_Records_.
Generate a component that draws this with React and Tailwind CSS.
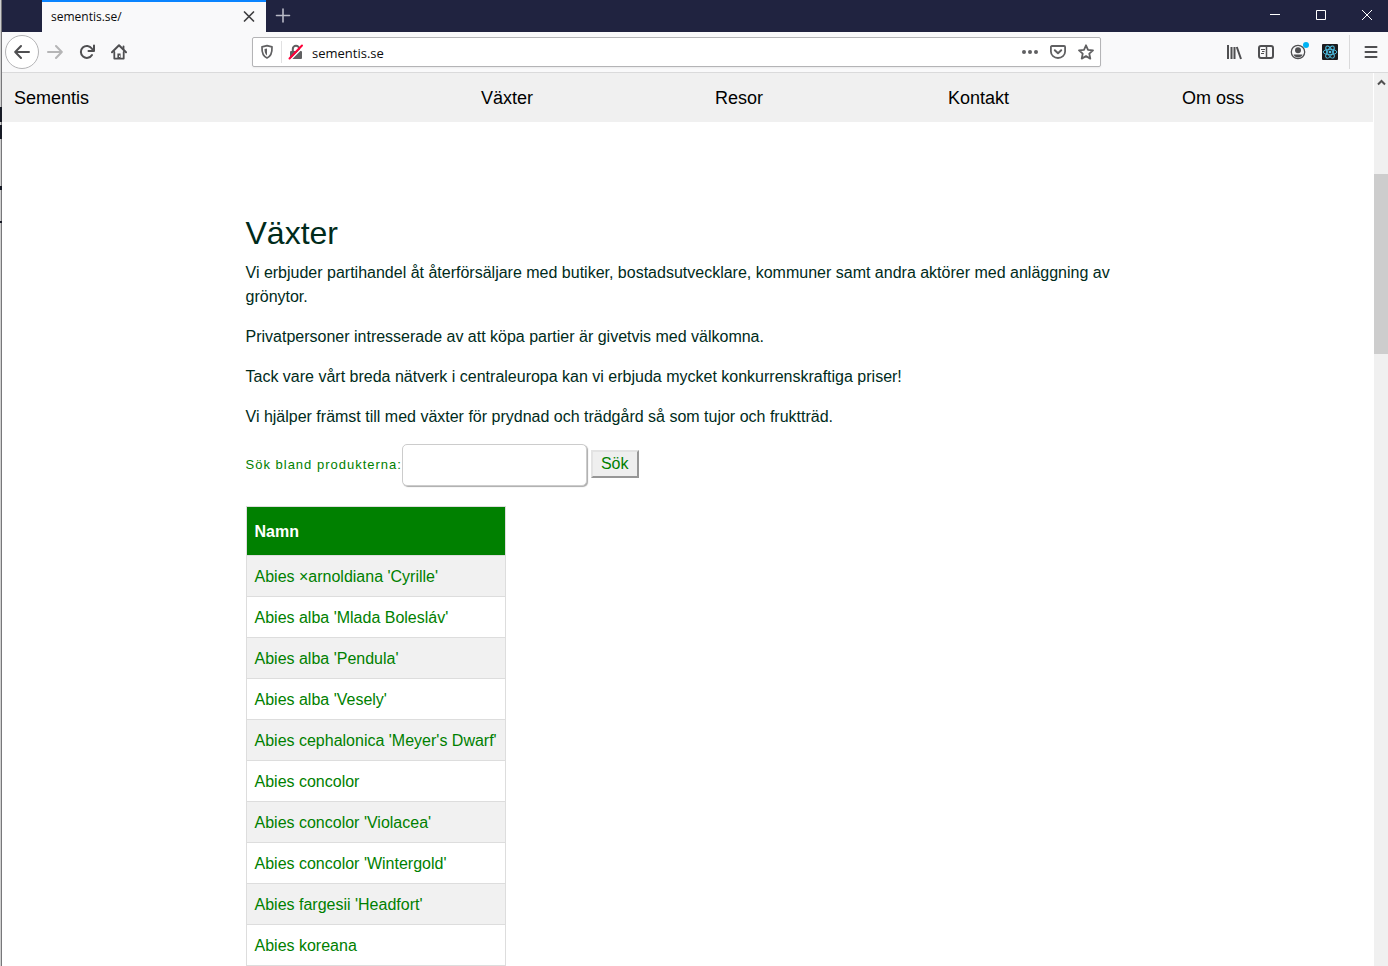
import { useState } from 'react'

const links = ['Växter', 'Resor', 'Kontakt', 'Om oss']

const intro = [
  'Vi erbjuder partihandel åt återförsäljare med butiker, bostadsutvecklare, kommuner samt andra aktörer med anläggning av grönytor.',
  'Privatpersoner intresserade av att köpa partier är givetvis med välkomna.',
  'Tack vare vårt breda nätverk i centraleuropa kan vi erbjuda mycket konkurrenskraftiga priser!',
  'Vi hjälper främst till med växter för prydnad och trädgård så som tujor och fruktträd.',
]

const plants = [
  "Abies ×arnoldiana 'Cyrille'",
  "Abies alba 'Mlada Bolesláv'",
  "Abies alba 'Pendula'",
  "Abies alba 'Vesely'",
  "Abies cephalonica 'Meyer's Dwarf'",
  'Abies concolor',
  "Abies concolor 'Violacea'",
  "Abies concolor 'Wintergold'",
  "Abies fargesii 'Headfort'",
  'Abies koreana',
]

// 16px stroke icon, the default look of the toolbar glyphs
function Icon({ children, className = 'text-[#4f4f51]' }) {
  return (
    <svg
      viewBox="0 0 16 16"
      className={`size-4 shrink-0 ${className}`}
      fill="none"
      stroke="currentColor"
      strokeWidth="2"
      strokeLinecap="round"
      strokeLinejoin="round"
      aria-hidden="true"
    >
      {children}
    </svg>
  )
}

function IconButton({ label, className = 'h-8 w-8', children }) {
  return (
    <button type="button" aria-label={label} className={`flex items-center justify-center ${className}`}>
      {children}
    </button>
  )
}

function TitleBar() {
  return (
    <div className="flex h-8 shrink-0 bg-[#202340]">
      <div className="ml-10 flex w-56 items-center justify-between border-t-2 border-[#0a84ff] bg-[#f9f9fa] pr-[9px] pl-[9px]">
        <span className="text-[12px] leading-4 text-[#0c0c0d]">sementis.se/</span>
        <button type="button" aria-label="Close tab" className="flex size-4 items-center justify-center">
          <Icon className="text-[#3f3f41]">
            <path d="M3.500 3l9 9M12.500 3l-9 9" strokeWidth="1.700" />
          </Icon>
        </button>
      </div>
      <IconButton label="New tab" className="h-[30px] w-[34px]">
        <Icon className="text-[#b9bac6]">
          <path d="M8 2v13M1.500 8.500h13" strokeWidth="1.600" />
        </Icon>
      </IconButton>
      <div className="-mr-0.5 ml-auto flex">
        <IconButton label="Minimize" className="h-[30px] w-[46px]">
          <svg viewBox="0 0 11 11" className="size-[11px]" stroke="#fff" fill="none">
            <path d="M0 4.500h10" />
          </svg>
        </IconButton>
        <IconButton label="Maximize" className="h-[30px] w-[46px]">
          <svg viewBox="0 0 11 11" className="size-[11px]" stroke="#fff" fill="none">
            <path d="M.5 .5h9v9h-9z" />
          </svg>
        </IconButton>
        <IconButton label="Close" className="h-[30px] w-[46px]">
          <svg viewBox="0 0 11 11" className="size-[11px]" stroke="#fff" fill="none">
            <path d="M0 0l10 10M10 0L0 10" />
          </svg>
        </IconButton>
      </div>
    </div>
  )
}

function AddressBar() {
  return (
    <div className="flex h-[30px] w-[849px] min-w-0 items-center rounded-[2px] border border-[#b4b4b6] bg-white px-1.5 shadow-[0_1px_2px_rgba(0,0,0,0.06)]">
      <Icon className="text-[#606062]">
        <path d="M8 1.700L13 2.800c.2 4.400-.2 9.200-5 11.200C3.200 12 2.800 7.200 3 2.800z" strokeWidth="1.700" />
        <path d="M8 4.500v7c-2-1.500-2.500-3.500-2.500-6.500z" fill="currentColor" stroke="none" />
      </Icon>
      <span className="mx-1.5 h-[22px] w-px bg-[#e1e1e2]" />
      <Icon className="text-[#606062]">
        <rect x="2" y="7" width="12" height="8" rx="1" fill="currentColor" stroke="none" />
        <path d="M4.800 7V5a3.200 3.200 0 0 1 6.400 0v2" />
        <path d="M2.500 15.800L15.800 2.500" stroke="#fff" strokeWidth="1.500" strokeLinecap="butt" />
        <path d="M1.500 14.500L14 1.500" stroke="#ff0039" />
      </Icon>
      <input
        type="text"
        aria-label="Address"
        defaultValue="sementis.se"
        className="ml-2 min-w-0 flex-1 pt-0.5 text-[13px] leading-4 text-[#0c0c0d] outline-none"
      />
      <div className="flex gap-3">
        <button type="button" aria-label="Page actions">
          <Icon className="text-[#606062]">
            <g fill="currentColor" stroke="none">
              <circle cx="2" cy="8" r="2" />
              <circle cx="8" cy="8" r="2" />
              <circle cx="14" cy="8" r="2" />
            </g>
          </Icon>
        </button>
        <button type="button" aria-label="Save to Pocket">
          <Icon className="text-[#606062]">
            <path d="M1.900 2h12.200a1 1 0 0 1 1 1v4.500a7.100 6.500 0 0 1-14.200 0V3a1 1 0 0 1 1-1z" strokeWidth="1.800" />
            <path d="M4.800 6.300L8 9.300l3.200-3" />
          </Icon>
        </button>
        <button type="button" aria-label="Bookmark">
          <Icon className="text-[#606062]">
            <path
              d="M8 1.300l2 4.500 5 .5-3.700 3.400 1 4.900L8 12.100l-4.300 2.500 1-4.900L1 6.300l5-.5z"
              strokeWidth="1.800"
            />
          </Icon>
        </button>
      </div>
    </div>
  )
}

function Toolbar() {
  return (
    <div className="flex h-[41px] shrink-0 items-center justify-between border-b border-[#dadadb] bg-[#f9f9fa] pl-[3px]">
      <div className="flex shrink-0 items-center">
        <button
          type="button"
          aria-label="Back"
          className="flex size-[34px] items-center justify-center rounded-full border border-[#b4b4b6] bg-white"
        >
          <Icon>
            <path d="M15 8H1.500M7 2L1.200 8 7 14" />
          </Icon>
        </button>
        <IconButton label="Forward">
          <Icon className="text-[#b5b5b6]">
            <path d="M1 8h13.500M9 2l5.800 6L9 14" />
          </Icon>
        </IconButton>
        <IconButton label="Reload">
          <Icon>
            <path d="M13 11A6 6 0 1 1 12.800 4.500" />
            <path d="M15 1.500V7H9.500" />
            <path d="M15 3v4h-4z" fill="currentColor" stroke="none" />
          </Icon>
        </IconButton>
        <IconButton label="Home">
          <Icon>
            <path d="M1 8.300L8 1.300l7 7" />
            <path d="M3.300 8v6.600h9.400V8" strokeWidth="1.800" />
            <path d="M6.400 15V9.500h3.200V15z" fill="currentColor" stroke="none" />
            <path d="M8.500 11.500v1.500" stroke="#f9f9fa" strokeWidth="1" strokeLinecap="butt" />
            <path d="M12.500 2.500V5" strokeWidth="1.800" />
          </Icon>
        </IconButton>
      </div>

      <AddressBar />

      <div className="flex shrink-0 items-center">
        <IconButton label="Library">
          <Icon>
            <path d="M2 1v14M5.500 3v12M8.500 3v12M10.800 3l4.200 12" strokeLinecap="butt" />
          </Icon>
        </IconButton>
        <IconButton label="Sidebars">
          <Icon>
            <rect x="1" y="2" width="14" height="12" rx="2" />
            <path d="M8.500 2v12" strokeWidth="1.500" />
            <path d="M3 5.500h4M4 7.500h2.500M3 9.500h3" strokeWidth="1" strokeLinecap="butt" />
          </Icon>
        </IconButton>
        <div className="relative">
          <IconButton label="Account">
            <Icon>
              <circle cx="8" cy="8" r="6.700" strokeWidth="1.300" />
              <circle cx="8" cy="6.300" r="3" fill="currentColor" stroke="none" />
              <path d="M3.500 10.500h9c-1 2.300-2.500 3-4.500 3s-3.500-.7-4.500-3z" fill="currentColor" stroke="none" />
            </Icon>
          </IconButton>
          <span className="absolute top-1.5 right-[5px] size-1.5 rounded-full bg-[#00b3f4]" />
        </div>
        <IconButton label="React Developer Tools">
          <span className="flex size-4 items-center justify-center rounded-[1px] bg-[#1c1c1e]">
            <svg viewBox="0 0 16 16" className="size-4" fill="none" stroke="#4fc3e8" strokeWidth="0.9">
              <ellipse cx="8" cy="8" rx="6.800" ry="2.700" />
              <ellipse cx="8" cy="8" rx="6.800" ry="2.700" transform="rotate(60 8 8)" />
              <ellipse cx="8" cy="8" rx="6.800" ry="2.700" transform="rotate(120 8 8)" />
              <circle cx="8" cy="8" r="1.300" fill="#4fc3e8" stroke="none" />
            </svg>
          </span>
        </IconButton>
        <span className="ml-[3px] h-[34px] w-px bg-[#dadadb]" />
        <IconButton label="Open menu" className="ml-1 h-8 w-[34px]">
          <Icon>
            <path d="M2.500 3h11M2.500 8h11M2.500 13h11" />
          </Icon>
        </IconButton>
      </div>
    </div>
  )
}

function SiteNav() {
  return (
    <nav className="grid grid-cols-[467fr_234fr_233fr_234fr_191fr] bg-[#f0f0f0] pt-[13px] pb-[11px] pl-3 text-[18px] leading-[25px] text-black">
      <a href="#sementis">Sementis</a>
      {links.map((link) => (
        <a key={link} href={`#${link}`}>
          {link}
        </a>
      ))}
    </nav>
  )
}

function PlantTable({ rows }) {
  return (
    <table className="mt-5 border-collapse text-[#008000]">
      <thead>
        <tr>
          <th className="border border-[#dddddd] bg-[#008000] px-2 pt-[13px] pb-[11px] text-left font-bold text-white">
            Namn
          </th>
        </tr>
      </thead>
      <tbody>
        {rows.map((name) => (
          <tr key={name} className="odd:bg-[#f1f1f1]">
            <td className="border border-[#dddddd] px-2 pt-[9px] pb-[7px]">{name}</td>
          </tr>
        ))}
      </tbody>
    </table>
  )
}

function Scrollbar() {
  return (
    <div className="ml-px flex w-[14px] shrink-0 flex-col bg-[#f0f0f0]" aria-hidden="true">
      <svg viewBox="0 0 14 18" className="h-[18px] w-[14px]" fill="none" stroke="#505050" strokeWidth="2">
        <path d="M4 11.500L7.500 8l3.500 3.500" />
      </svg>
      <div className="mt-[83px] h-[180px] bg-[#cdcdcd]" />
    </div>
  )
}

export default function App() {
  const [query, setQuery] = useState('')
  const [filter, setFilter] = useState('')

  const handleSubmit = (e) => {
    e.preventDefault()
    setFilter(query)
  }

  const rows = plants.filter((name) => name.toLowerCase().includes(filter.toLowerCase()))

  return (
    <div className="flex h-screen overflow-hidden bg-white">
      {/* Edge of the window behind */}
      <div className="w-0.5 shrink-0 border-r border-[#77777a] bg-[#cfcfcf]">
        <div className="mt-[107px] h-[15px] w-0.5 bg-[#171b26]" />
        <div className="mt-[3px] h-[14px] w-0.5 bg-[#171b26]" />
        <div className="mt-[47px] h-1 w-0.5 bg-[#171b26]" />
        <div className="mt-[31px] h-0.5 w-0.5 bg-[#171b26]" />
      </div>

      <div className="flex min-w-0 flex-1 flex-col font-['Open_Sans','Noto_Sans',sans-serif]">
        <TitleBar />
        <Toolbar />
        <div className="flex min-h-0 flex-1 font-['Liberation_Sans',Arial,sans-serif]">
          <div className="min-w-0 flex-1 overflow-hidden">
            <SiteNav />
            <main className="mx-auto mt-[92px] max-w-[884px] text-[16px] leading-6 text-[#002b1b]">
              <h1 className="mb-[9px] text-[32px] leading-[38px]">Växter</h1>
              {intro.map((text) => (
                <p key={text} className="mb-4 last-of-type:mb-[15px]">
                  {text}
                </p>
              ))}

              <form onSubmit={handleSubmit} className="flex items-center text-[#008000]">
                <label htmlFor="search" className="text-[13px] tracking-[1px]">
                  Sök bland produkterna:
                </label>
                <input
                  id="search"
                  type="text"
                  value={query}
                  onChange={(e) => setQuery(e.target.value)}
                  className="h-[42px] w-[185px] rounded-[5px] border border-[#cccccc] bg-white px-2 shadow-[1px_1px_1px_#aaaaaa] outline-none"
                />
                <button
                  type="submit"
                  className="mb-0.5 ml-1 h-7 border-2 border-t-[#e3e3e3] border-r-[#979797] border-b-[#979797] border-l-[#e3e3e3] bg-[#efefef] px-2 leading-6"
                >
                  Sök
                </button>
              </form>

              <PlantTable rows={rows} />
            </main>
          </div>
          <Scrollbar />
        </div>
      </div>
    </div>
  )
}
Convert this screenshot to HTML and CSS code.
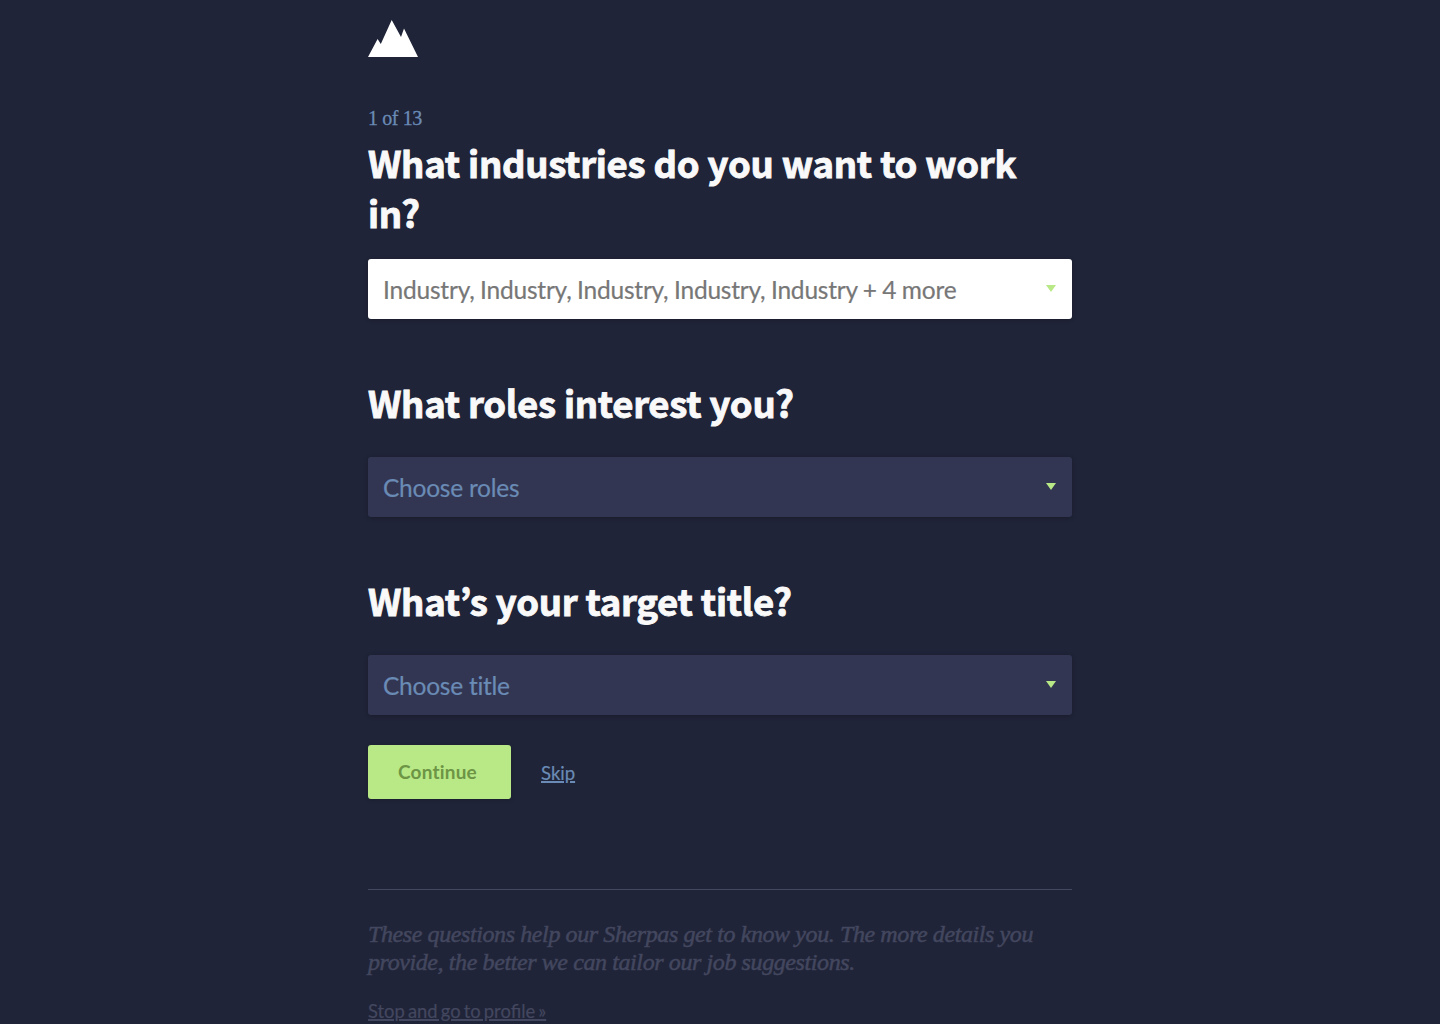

_Exercise_. Write out nothing but the lines from the start of the data through the line with "const links = ['Växter', 'Resor', 'Kontakt', 'Om". Leave out the pictures.

_Exercise solution_.
Generate a component that draws this with React and Tailwind CSS.
import { useState } from 'react'

const links = ['Växter', 'Resor', 'Kontakt', 'Om oss']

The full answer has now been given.